Место захоронения Николая Петровича Резанова, заметим попутно, Вознесенскому найти не удастся. Командор был похоронен в Красноярске — где и скончался по пути в Петербург, — возле Воскресенского собора, на почетном месте, но… История сама по себе заковыристая — если вдуматься. Могила с надгробием в виде вазы нервировала еще в шестидесятых годах XIX века. Кого же — большевиков-то еще не было? А здешнего епископа Никодима — тот порывался убрать надгробие с глаз долой, ибо прихожане тусуются вокруг памятника, под окном собора, «курят табак, разговаривают и громко хохочут». Мешал памятник веру справлять, нравы поправлять. Никодиму горожане памятник снести не дали — заложили кирпичом окно, чтобы не нервничал. А ведь хотел, и снес бы — глазом не моргнул, что интересно. Но дело его не пропало зазря. Надгробие снесли-таки в 1936 году — теперь уж большевистский «никодим», укреплявший новую веру. В 1960-м исчезло и захоронение вместе с разваленным собором.
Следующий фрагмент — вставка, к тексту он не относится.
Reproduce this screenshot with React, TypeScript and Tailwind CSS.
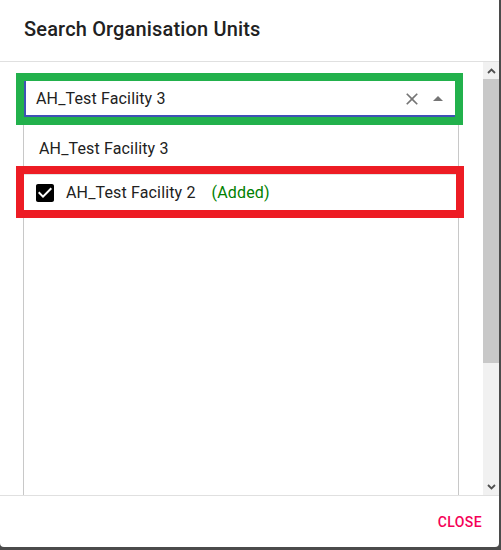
import React from "react";

function Chevron({ up }: { up?: boolean }) {
  return (
    <svg width="9" height="6" viewBox="0 0 9 6" className={up ? "" : "rotate-180"}>
      <path d="M1 5 L4.5 1.5 L8 5" fill="none" stroke="#505050" strokeWidth="1.8" />
    </svg>
  );
}

export default function App() {
  return (
    <div
      className="w-[501px] h-[550px] bg-[#4b4b4b] overflow-hidden"
      style={{ fontFamily: "Roboto, 'Liberation Sans', sans-serif" }}
    >
      <div className="w-[499px] h-[547px] bg-white rounded-b-[4px] flex flex-col overflow-hidden">
        <div className="h-[62px] shrink-0 border-b border-[#e0e0e0] pl-6 pt-[13px]">
          <h2 className="text-[20px] leading-[32px] font-medium text-[#212121] tracking-[0.16px]">
            Search Organisation Units
          </h2>
        </div>

        <div className="h-[433px] shrink-0 flex overflow-hidden">
          <div className="flex-1 overflow-hidden pl-4 pt-[11px]">
            <div className="w-[447px] border-8 border-[#22b14c]">
              <div className="h-[36px] border-l-2 border-b-2 border-[#3f51b5] flex items-center pl-[10px] pr-[5px] pt-[1px]">
                <span className="flex-1 text-[16px] text-[#212121] tracking-[0.15px]">AH_Test Facility 3</span>
                <svg width="20" height="20" viewBox="0 0 24 24" className="mr-[4px]">
                  <path
                    fill="#757575"
                    d="M19 6.41L17.59 5 12 10.59 6.41 5 5 6.41 10.59 12 5 17.59 6.41 19 12 13.41 17.59 19 19 17.59 13.41 12z"
                  />
                </svg>
                <svg width="24" height="24" viewBox="0 0 24 24">
                  <path fill="#757575" d="M7 14l5-5 5 5z" />
                </svg>
              </div>
            </div>

            <div className="ml-[7px] w-[436px] h-[500px] border-x border-[#c8c8c8] pt-[5px]">
              <div className="h-[36px] pl-[15px] pt-[2px] flex items-center text-[16px] text-[#212121] tracking-[0.15px]">
                AH_Test Facility 3
              </div>
              <div className="ml-[-8px] w-[448px] border-8 border-[#ed1c24] bg-white">
                <div className="h-[36px] border-t border-[#e3e3e3] flex items-center pl-3">
                  <svg width="18" height="18" viewBox="3 3 18 18">
                    <path
                      fill="#000"
                      d="M19 3H5c-1.11 0-2 .9-2 2v14c0 1.1.89 2 2 2h14c1.11 0 2-.9 2-2V5c0-1.1-.89-2-2-2zm-9 14l-5-5 1.41-1.41L10 14.17l7.59-7.59L19 8l-9 9z"
                    />
                  </svg>
                  <span className="ml-3 text-[16px] text-[#212121] tracking-[0.15px]">AH_Test Facility 2</span>
                  <span className="ml-4 text-[16px] text-[#008000] tracking-[0.15px]">(Added)</span>
                </div>
              </div>
            </div>
          </div>

          <div className="w-[16px] shrink-0 flex flex-col">
            <div className="h-[17px] bg-[#f1f1f1] flex items-center justify-center">
              <Chevron up />
            </div>
            <div className="h-[284px] bg-[#c8c8c8]" />
            <div className="flex-1 bg-[#f1f1f1]" />
            <div className="h-[17px] bg-[#f1f1f1] flex items-center justify-center">
              <Chevron />
            </div>
          </div>
        </div>

        <div className="h-[52px] shrink-0 border-t border-[#e0e0e0] flex items-center justify-end pr-[9px]">
          <button className="px-2 py-[6px] text-[14px] leading-[24px] font-medium uppercase tracking-[0.4px] text-[#f50057]">
            Close
          </button>
        </div>
      </div>
    </div>
  );
}
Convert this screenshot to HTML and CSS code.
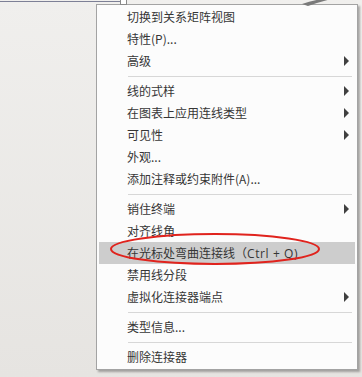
FILE: index.html
```html
<!DOCTYPE html>
<html lang="zh">
<head>
    <meta charset="UTF-8">
    <title>连接器菜单</title>
    <link rel="stylesheet" href="styles.css">
</head>
<body>
    <div class="topbar">
        <div class="tab-line"></div>
        <div class="tab-box"></div>
        <svg class="curve" width="40" height="8" viewBox="0 0 40 8">
            <path d="M0 6 Q14 1 30 0 L34 0 Q20 3 6 8 Z" fill="#7a7a7a"/>
        </svg>
    </div>

    <ul class="menu">
        <li class="item">切换到关系矩阵视图</li>
        <li class="item">特性(P)...</li>
        <li class="item sub">高级</li>
        <li class="sep"></li>
        <li class="item sub">线的式样</li>
        <li class="item sub">在图表上应用连线类型</li>
        <li class="item sub">可见性</li>
        <li class="item">外观...</li>
        <li class="item">添加注释或约束附件(A)...</li>
        <li class="sep"></li>
        <li class="item sub">销住终端</li>
        <li class="item">对齐线角</li>
        <li class="item active">在光标处弯曲连接线（<span class="keys">Ctrl + Q)</span></li>
        <li class="item">禁用线分段</li>
        <li class="item sub">虚拟化连接器端点</li>
        <li class="sep"></li>
        <li class="item">类型信息...</li>
        <li class="sep"></li>
        <li class="item">删除连接器</li>
    </ul>

    <!-- red mark around the highlighted command -->
    <svg class="mark" width="362" height="377" viewBox="0 0 362 377">
        <ellipse cx="215" cy="249" rx="104" ry="15" fill="none" stroke="#e0231d" stroke-width="2"/>
    </svg>
</body>
</html>
```

FILE: styles.css
```css
body {
    margin: 0;
    height: 377px;
    overflow: hidden;
    font-family: "Noto Sans CJK SC", "Noto Sans", sans-serif;
    font-size: 12px;
    color: #363636;
    background: linear-gradient(180deg, #f0efed, #e6e4e1);
    position: relative;
}
.topbar {
    height: 4px;
    position: relative;
}
.tab-line {
    position: absolute;
    top: 1px;
    left: 0;
    width: 120px;
    height: 1px;
    background: #7d8096;
}
.tab-box {
    position: absolute;
    top: -1px;
    left: 120px;
    width: 5px;
    height: 4px;
    border: 1px solid #8a8a8a;
    background: #fff;
}
.curve {
    position: absolute;
    top: -2px;
    left: 302px;
}
.menu {
    list-style: none;
    margin: 0 0 0 96px;
    padding: 1px 2px;
    width: 256px;
    background: #fcfcfc;
    border: 1px solid #a3a3a3;
    box-shadow: 2px 2px 2px rgba(0, 0, 0, 0.3);
}
.item {
    height: 22px;
    line-height: 22px;
    padding-left: 28px;
    position: relative;
    white-space: nowrap;
}
.item.active {
    background: #cdcdcd;
}
.keys {
    font-family: "Open Sans", sans-serif;
    letter-spacing: 0.6px;
}
.item.sub::after {
    content: "";
    position: absolute;
    right: 6px;
    top: 6px;
    border-left: 5px solid #404040;
    border-top: 5px solid transparent;
    border-bottom: 5px solid transparent;
}
.sep {
    height: 1px;
    margin: 4px 3px 3px 29px;
    background: #d7d7d7;
}
.mark {
    position: absolute;
    top: 0;
    left: 0;
}
```
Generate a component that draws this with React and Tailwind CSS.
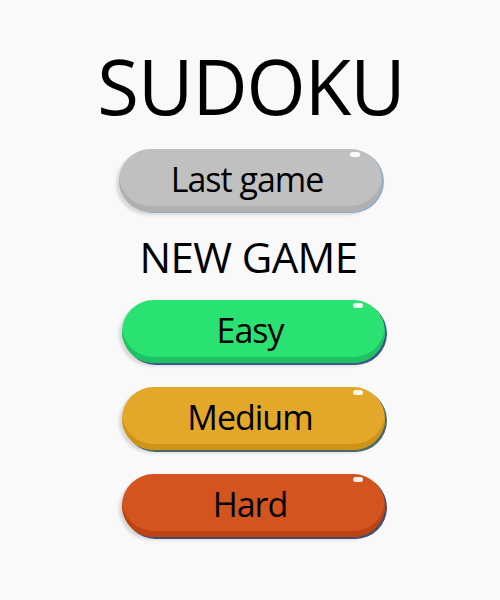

Нелепо и спорить, что грешно и стыдно памятники валить, могилы топтать. Но вот ведь пример этот заставляет задуматься: отчего всякому укреплению веры и правды вечно памятники, могилы, память мешает? Дело совсем не в том, «оправдывать» или «не оправдывать» большевиков, дело вообще не в ярлыках, не в злободневной конъюнктуре, а в чем-то более глубоком. Память, какая есть, — не забор, чтобы перекрашивать. Злобой времена — прошлое, настоящее, будущее — не лечатся. Только любовью… Может, оттого «Юнона и Авось» и станет историей вечной — от тоски по любви?
Осенью 2000 года в Красноярск приехали американцы, мэр Монтеррея привез горсть земли с могилы Кончиты. Они-то были в полной уверенности, что здесь могила Резанова — место всеобщего поклонения. У них-то свои резоны, куда им до нашей душевности, у них прагматика голая: вот, мол, красивая история — с такой бы носиться, как с национальным достоянием. Впрочем, к визиту американцев спешно назначили место «перезахоронения» Резанова на Троицком кладбище. Водрузили мраморный крест с табличками медными (таблички, едва проводили гостей, отодрали местные искатели цветмета, так что надпись вырезать пришлось потом прямо по мрамору). Но через несколько лет, что правда, то правда, еще и в центре города открыли памятник. Да, а могила жены его, Анны Резановой, скончавшейся еще до того, как супруг отправился в Америку, сохранилась в Невской лавре в Петербурге…
Впрочем, вернемся к нашему рассказу — мы оставили Вознесенского с Ниной Лобановой-Ростовской у могилы Кончиты на кладбище в Монтеррее. Никита Дмитриевич Лобанов-Ростовский подарил в те дни поэту книгу Николая Сергиевского «Гишпанская затея» — как раз об этой печальной любви Резанова и Кончиты и о его сорвавшейся попытке основать губернию «Новая Россия» на месте нынешней Калифорнии… Все это было кстати. Поэма была написана — но работа над «Юноной» только начиналась. Ей еще предстояло стать рок-оперой. Причем гениальной.